Après l’annonce de l’accord, les
hommes armés des deux camps ont sensiblement réduit leur présence dans les
rues, la garde présidentielle de Mahmoud Abbass maintenant toutefois des
barrages sur les axes menant aux bureaux de la présidence. Ceci n’a rien enlevé
à la tension ambiante : un membre de la Force exécutive dépendant du Hamas a
été tué et 13 autres personnes, dont cinq adolescents qui rentraient de
l’école, ont été blessées dans des affrontements armés mardi matin avec les
services de sécurité fidèles au président palestinien Mahmoud Abbass, dans le
centre de Gaza. Six Palestiniens ont été ainsi tués alors que quatorze membres
du Fatah et du Hamas ont été enlevés puis libérés dans la bande de Gaza, depuis
l’annonce samedi par M. Abbass de la tenue d’élections anticipées, rejetées par
le Hamas.
La scène politique palestinienne
a connu cette semaine le pire des scénarios.
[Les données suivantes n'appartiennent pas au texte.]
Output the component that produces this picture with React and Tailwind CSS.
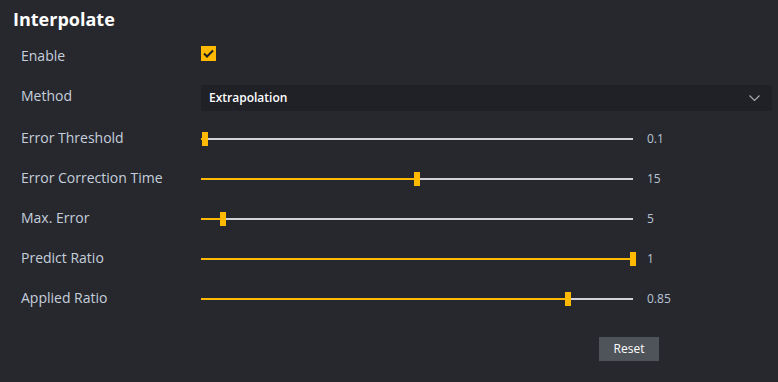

Les deux principales factions
palestiniennes, le Fatah et le Hamas, s’étaient engagées dans un conflit sans
précédent. Chacune accuse l’autre d’avoir tort. En effet, si une tension
interpalestinienne couvait depuis janvier dernier, date à laquelle le Hamas a
remporté les élections législatives et a écarté le Fatah, le déchirement
palestinien n’a jamais été aussi évident que samedi et dimanche derniers. Les
heurts se sont multipliés dimanche dans la bande de Gaza entre partisans du président palestinien Mahmoud Abbass et ceux du
gouvernement du Hamas. La garde présidentielle, appuyée par des membres des
Brigades des martyrs d’Al-Aqsa, groupe armé proche du Fatah, a pris en milieu
de journée le contrôle des ministères de l’Agriculture et des Transports ainsi
que d’un vaste secteur du centre de Gaza. Des partisans du Hamas ont échangé
ensuite des tirs avec des gardes présidentielles postées sur les toits. Pour le
Hamas, cette prise de contrôle des deux ministères équivaut à un « coup d’Etat
militaire ». Auparavant, le convoi transportant le ministre des Affaires
étrangères avait été attaqué, déclenchant une fusillade entre ses gardes du
corps et les assaillants.
Le discours prononcé samedi
dernier par le président Mahmoud Abbass a été partiellement responsable de la
détérioration de la situation. Bien qu’escomptée, l’annonce des élections
anticipées a eu l’effet d’une bombe et a creusé le fossé entre les deux camps. M.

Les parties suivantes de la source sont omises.